UK: Care needed over dismissal timing when employee approaching two years’ service

The EAT has confirmed for the first time that an employee dismissed for gross misconduct in the week prior to accruing two years’ service will not gain unfair dismissal protection provided that the tribunal agrees that they have indeed committed gross misconduct. However, if the tribunal disagrees, the statutory minimum notice period will be added to the actual service in calculating eligibility to claim unfair dismissal. Earlier caselaw establishes that the termination date is also extended by statutory notice if the employer dismisses by making a payment in lieu of notice, so it is prudent to consider carefully the timing of dismissals of employees approaching their two year anniversary. (Lancaster & Duke v Wileman)

 

UK: dismissal of trade union representative for misuse of confidential information automatically unfair

The Court of Appeal has ruled that the protection against unfair dismissal for taking part in trade union activities should be interpreted broadly and will not necessarily fall away where the activity involves misconduct.
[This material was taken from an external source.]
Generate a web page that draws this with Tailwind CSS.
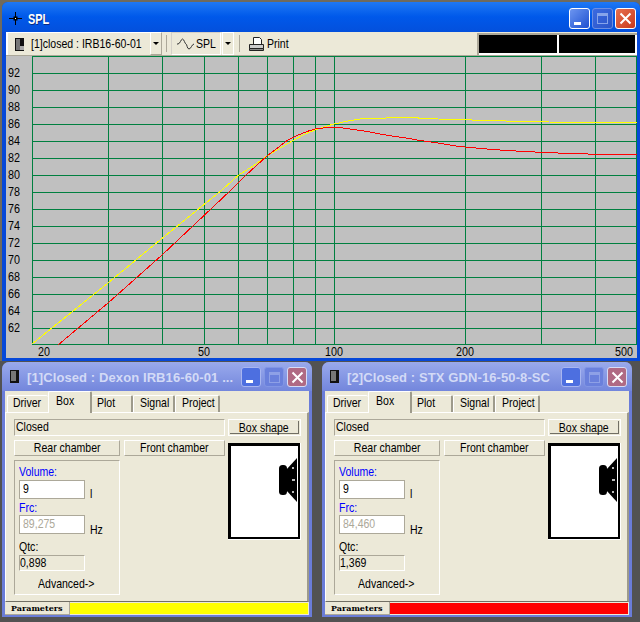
<!DOCTYPE html>
<html lang="en">
<head>
    <meta charset="UTF-8">
    <title>SPL</title>
    <script src="https://cdn.jsdelivr.net/npm/@tailwindcss/browser@4"></script>
</head>
<body class="w-[640px] h-[622px] overflow-hidden bg-[#525252] font-['Liberation_Sans',sans-serif] text-[13px] leading-[14px] text-black">

    <!-- SPL window -->
    <div class="w-[640px] h-[361px] pt-[2px] pl-[2px] bg-[#6f6a5e]">
        <div class="h-[359px] flex flex-col pl-[4px] pr-[3px] pb-[3px] rounded-t-[6px] bg-[#0648d8]">
            <div class="h-[30px] shrink-0 flex items-start -ml-[4px] -mr-[3px] pl-[7px] pr-[4px] rounded-t-[6px] bg-gradient-to-b from-[#1f78f4] via-[#0058ea] to-[#0350dc]">
                <svg width="13" height="13" viewBox="0 0 13 13" class="mt-[10px]"><path d="M6.5 0v13M0 6.5h13" stroke="#000" /><rect x="4.5" y="4.5" width="4" height="4" fill="#000" /><rect x="6" y="6" width="1" height="1" fill="#fff" /></svg>
                <span class="inline-block origin-left scale-x-[.78] ml-[6px] mt-[10px] text-white font-bold text-[14px] [text-shadow:1px_1px_0_#0a2a80]">SPL</span>
                <div class="ml-auto mt-[6px] flex gap-[2px]">
                    <div class="w-[21px] h-[21px] rounded-[3px] border border-white bg-gradient-to-br from-[#6d95f0] to-[#1f4fd0] flex items-end pl-[4px] pb-[3px]"><div class="w-[7px] h-[3px] bg-white"></div></div>
                    <div class="w-[21px] h-[21px] rounded-[3px] border border-[#6d8ee0] bg-gradient-to-br from-[#3c6ae0] to-[#2a55c8] flex items-center justify-center"><div class="w-[11px] h-[11px] border border-[#86a4ea] border-t-[3px]"></div></div>
                    <div class="w-[21px] h-[21px] rounded-[3px] border border-white bg-gradient-to-br from-[#e8704f] to-[#c8381a] flex items-center justify-center"><svg width="13" height="13" viewBox="0 0 13 13"><path d="M1.5 1.5l10 10M11.5 1.5l-10 10" stroke="#fff" stroke-width="2" /></svg></div>
                </div>
            </div>

            <!-- Toolbar -->
            <div class="h-[24px] shrink-0 flex items-stretch bg-[#ece9d8] border-b border-[#aca899]">
                <div class="w-[144px] shrink-0 flex items-center pl-[7px] border-l-2 border-t border-white">
                    <svg width="9" height="13" viewBox="0 0 9 13" class="shrink-0"><rect width="9" height="13" fill="#111" /><rect x="1" y="1" width="4" height="11" fill="#777" /><rect x="5" y="8" width="4" height="4" fill="#aaa" /></svg>
                    <span class="inline-block origin-left scale-x-[.81] ml-[7px] whitespace-nowrap">[1]closed : IRB16-60-01</span>
                </div>
                <div class="w-[12px] flex items-center justify-center border border-white border-r-[#aca899] border-b-[#aca899]"><div class="border-x-[3px] border-t-[3px] border-x-transparent border-t-black"></div></div>
                <div class="w-[1px] my-[3px] ml-[4px] bg-[#aca899]"></div>
                <div class="w-[50px] ml-[4px] flex items-center pl-[5px] border border-[#d4d0c8] border-r-white border-b-white">
                    <svg width="17" height="12" viewBox="0 0 17 12" class="shrink-0"><path d="M0 6H1C3 6 4 1 5.500 1S8 6 9 6s1 5 3 5 3-5 5-5" fill="none" stroke="#333" /></svg>
                    <span class="inline-block origin-left scale-x-[.81] ml-[2px]">SPL</span>
                </div>
                <div class="w-[12px] ml-[1px] flex items-center justify-center border border-white"><div class="border-x-[3px] border-t-[3px] border-x-transparent border-t-black"></div></div>
                <div class="w-[1px] my-[3px] ml-[5px] bg-[#aca899]"></div>
                <div class="ml-[8px] flex items-center">
                    <svg width="17" height="16" viewBox="0 0 17 16" class="shrink-0"><path d="M5.500 1.500h6l2 2v5h-8z" fill="#fff" stroke="#222" /><path d="M1.500 8.500h14v4h-14z" fill="#ccc" stroke="#222" /><path d="M1.500 12.500h14v2h-14z" fill="#888" stroke="#222" /></svg>
                    <span class="inline-block origin-left scale-x-[.81] ml-[2px]">Print</span>
                </div>
                <div class="ml-auto w-[160px] flex bg-white border-l-2 border-t-2 border-[#aca899] mt-[1px] pb-[2px] pr-[2px]">
                    <div class="w-[78px] bg-black"></div>
                    <div class="flex-1 ml-[2px] bg-black"></div>
                </div>
            </div>

            <!-- Chart -->
            <div class="flex-1 bg-[#c0c0c0] overflow-hidden">
                <svg width="631" height="302" viewBox="6 56 631 302" class="block" font-family="Liberation Sans" font-size="13" fill="#000">
                    <g shape-rendering="crispEdges" fill="none" stroke="#008040">
                        <path d="M32 56.500H637M32 73.500H637M32 90.500H637M32 107.500H637M32 124.500H637M32 141.500H637M32 158.500H637M32 175.500H637M32 192.500H637M32 209.500H637M32 226.500H637M32 243.500H637M32 260.500H637M32 277.500H637M32 294.500H637M32 311.500H637M32 328.500H637M32 344.500H637" />
                        <path d="M32.500 56V345M108.500 56V345M162.500 56V345M204.500 56V345M238.500 56V345M267.500 56V345M293.500 56V345M315.500 56V345M334.500 56V345M465.500 56V345M541.500 56V345M595.500 56V345M636.500 56V345" />
                        <polyline stroke="#ffff00" points="32,344 108,283 160,240 204,204.500 222,190 238,175.500 253,166 267,156 282,147 293,140.500 305,134 315,130 327,126 334,124 348,121 360,119 377,118.500 395,117.500 417,117.500 420,118.500 456,119.500 488,120.500 524,121.500 574,122.500 637,122.500" />
                        <polyline stroke="#ff0000" points="58,345 108,303 162,255 178,240 204,215.500 231,190 245,176 267,156 280,146 288,140 297,135.500 307,131.500 315,129 327,127.500 334,127 340,127.500 350,129 357,130 370,132 380,134 392,136 403,137.500 420,140.500 435,142.500 456,146 470,147.500 493,149.500 507,150.500 524,151.500 545,152.500 570,153.500 605,154.500 637,154.500" />
                    </g>
                    <g>
                        <text x="8" y="77" textLength="12" lengthAdjust="spacingAndGlyphs">92</text><text x="8" y="94" textLength="12" lengthAdjust="spacingAndGlyphs">90</text><text x="8" y="111" textLength="12" lengthAdjust="spacingAndGlyphs">88</text><text x="8" y="128" textLength="12" lengthAdjust="spacingAndGlyphs">86</text><text x="8" y="145" textLength="12" lengthAdjust="spacingAndGlyphs">84</text><text x="8" y="162" textLength="12" lengthAdjust="spacingAndGlyphs">82</text><text x="8" y="179" textLength="12" lengthAdjust="spacingAndGlyphs">80</text><text x="8" y="196" textLength="12" lengthAdjust="spacingAndGlyphs">78</text><text x="8" y="213" textLength="12" lengthAdjust="spacingAndGlyphs">76</text><text x="8" y="230" textLength="12" lengthAdjust="spacingAndGlyphs">74</text><text x="8" y="247" textLength="12" lengthAdjust="spacingAndGlyphs">72</text><text x="8" y="264" textLength="12" lengthAdjust="spacingAndGlyphs">70</text><text x="8" y="281" textLength="12" lengthAdjust="spacingAndGlyphs">68</text><text x="8" y="298" textLength="12" lengthAdjust="spacingAndGlyphs">66</text><text x="8" y="315" textLength="12" lengthAdjust="spacingAndGlyphs">64</text><text x="8" y="332" textLength="12" lengthAdjust="spacingAndGlyphs">62</text>
                        <text x="38" y="356" textLength="12" lengthAdjust="spacingAndGlyphs">20</text><text x="198" y="356" textLength="12" lengthAdjust="spacingAndGlyphs">50</text><text x="325" y="356" textLength="18" lengthAdjust="spacingAndGlyphs">100</text><text x="456" y="356" textLength="18" lengthAdjust="spacingAndGlyphs">200</text><text x="615" y="356" textLength="18" lengthAdjust="spacingAndGlyphs">500</text>
                    </g>
                </svg>
            </div>
        </div>
    </div>

    <div id="boxWindows" class="flex gap-[10px] pl-[2px] pt-[1px]"></div>

    <script>
        // Same box dialog twice, only the driver data differs
        const boxes = [
            { title: "[1]Closed : Dexon IRB16-60-01 ...", frc: "89,275", qtc: "0,898", status: "bg-[#ffff00]" },
            { title: "[2]Closed : STX GDN-16-50-8-SC", frc: "84,460", qtc: "1,369", status: "bg-[#ff0000]" }
        ];

        const label = (text, extra = "") => `<span class="inline-block origin-left scale-x-[.81] whitespace-nowrap ${extra}">${text}</span>`;
        const centered = text => `<span class="inline-block scale-x-[.81] whitespace-nowrap">${text}</span>`;

        function boxWindow(box) {
            return `
            <div class="w-[310px] h-[255px] flex flex-col px-[3px] pb-[2px] rounded-t-[7px] bg-[#6a7cd8]">
                <div class="h-[29px] shrink-0 flex items-start -mx-[3px] pl-[8px] pr-[5px] rounded-t-[7px] bg-gradient-to-b from-[#9aaaec] to-[#7386dc]">
                    <svg width="9" height="13" viewBox="0 0 9 13" class="mt-[8px] shrink-0"><rect width="9" height="13" fill="#111" /><rect x="1" y="1" width="5" height="10" fill="#777" /></svg>
                    <span class="ml-[8px] mt-[9px] text-[#d3daf6] font-bold text-[13px] tracking-[0.1px] whitespace-nowrap">${box.title}</span>
                    <div class="ml-auto mt-[5px] flex gap-[3px]">
                        <div class="w-[20px] h-[20px] rounded-[3px] border border-[#a8b6f0] bg-[#4d6fe0] flex items-end pl-[4px] pb-[3px]"><div class="w-[7px] h-[3px] bg-white"></div></div>
                        <div class="w-[20px] h-[20px] rounded-[3px] border border-[#8296e4] bg-[#6a80dc] flex items-center justify-center"><div class="w-[11px] h-[11px] border border-[#8ea0e6] border-t-[3px]"></div></div>
                        <div class="w-[20px] h-[20px] rounded-[3px] border border-[#d6dcf6] bg-[#b06a84] flex items-center justify-center"><svg width="13" height="13" viewBox="0 0 13 13"><path d="M1.5 1.5l10 10M11.5 1.5l-10 10" stroke="#fff" stroke-width="2" /></svg></div>
                    </div>
                </div>
                <div class="flex-1 flex flex-col bg-[#ece9d8]">
                    <div class="h-[21px] shrink-0 flex items-end pl-[2px]">
                        <div class="w-[41px] h-[17px] pl-[5px] border-l border-t border-white rounded-t-[2px]">${label("Driver")}</div>
                        <div class="relative z-10 w-[44px] h-[22px] -mb-[1px] pl-[7px] pt-[2px] bg-[#ece9d8] border-l border-t border-white border-r-2 border-r-[#9d9a8b] rounded-t-[2px]">${label("Box")}</div>
                        <div class="w-[41px] h-[17px] pl-[5px] border-t border-white border-r-2 border-r-[#9d9a8b] rounded-t-[2px]">${label("Plot")}</div>
                        <div class="w-[42px] h-[17px] pl-[6px] border-l border-t border-white border-r-2 border-r-[#9d9a8b] rounded-t-[2px]">${label("Signal")}</div>
                        <div class="w-[45px] h-[17px] pl-[6px] border-l border-t border-white border-r-2 border-r-[#9d9a8b] rounded-t-[2px]">${label("Project")}</div>
                    </div>
                    <div class="h-[190px] shrink-0 flex gap-[3px] pl-[8px] pt-[6px] border border-white border-r-2 border-r-[#9d9a8b] border-b-[#716f64]">
                        <div class="w-[211px] shrink-0">
                            <div class="h-[17px] pl-[1px] border border-[#aca899] border-r-white border-b-white">${label("Closed")}</div>
                            <div class="flex gap-[4px] mt-[4px]">
                                <div class="w-[106px] h-[16px] border border-white border-r-[#aca899] border-b-[#aca899] text-center">${centered("Rear chamber")}</div>
                                <div class="w-[101px] h-[16px] border border-white border-r-[#aca899] border-b-[#aca899] text-center">${centered("Front chamber")}</div>
                            </div>
                            <div class="w-[106px] h-[135px] mt-[4px] border border-[#aca899] border-r-white border-b-white pl-[4px] pt-[4px]">
                                <div class="h-[14px] text-[#0000ff]">${label("Volume:")}</div>
                                <div class="h-[19px] flex mt-[1px]">
                                    <div class="w-[66px] h-[19px] pl-[3px] pt-[1px] bg-white border border-[#aca899]">${label("9")}</div>
                                    ${label("l", "ml-[5px] mt-[7px]")}
                                </div>
                                <div class="h-[14px] text-[#0000ff] mt-[2px]">${label("Frc:")}</div>
                                <div class="h-[19px] flex">
                                    <div class="w-[66px] h-[19px] pl-[3px] pt-[1px] bg-white border border-[#aca899] text-[#aca899]">${label(box.frc)}</div>
                                    ${label("Hz", "ml-[5px] mt-[8px]")}
                                </div>
                                <div class="h-[14px] mt-[6px]">${label("Qtc:")}</div>
                                <div class="w-[66px] h-[16px] mt-[1px] border border-[#aca899] border-r-white border-b-white">${label(box.qtc)}</div>
                                <div class="h-[14px] mt-[6px] ml-[19px]">${label("Advanced-&gt;")}</div>
                            </div>
                        </div>
                        <div class="w-[73px] shrink-0">
                            <div class="h-[17px] p-[1px] border border-white"><div class="h-[13px] leading-[13px] border-r border-b border-[#716f64] text-center">${centered("Box shape")}</div></div>
                            <div class="w-[73px] h-[97px] mt-[7px] border-r border-b border-white">
                                <div class="w-[72px] h-[96px] bg-white border-black border-l-[3px] border-t-[3px] border-r-2 border-b-2">
                                    <svg width="67" height="91" viewBox="0 0 67 91" class="block"><rect x="48" y="19" width="8" height="30" rx="3.500" fill="#000" /><path d="M55 24L66 12V56L55 44z" fill="#000" /><rect x="61" y="21" width="2" height="2" fill="#bbb" /><rect x="61" y="33" width="3" height="2" fill="#bbb" /><rect x="61" y="45" width="2" height="2" fill="#bbb" /></svg>
                                </div>
                            </div>
                        </div>
                    </div>
                    <div class="h-[13px] shrink-0 flex">
                        <div class="w-[65px] pl-[6px] font-['DejaVu_Serif',serif] font-bold text-[8px] leading-[13px] border-b border-[#aca899] border-r">Parameters</div>
                        <div class="flex-1 ${box.status} mr-[1px] my-[1px]"></div>
                    </div>
                </div>
            </div>`;
        }

        document.getElementById("boxWindows").innerHTML = boxes.map(boxWindow).join("");
    </script>
</body>
</html>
In Morris v Metrolink a trade union representative unlawfully retained confidential information that had been obtained without consent and sent to him anonymously, and then shared it with HR on the basis that it contained detrimental information about union members involved in a restructuring exercise. The Court of Appeal concluded that the wrongfulness of his conduct was not sufficient departure from good industrial relations practice to take it outside of protected trade union activity and therefore his dismissal for that conduct was automatically unfair. Employers should consider carefully all the circumstances of any misconduct connected with trade union activity before determining whether to discipline or dismiss, bearing in mind the wide scope of the special protection.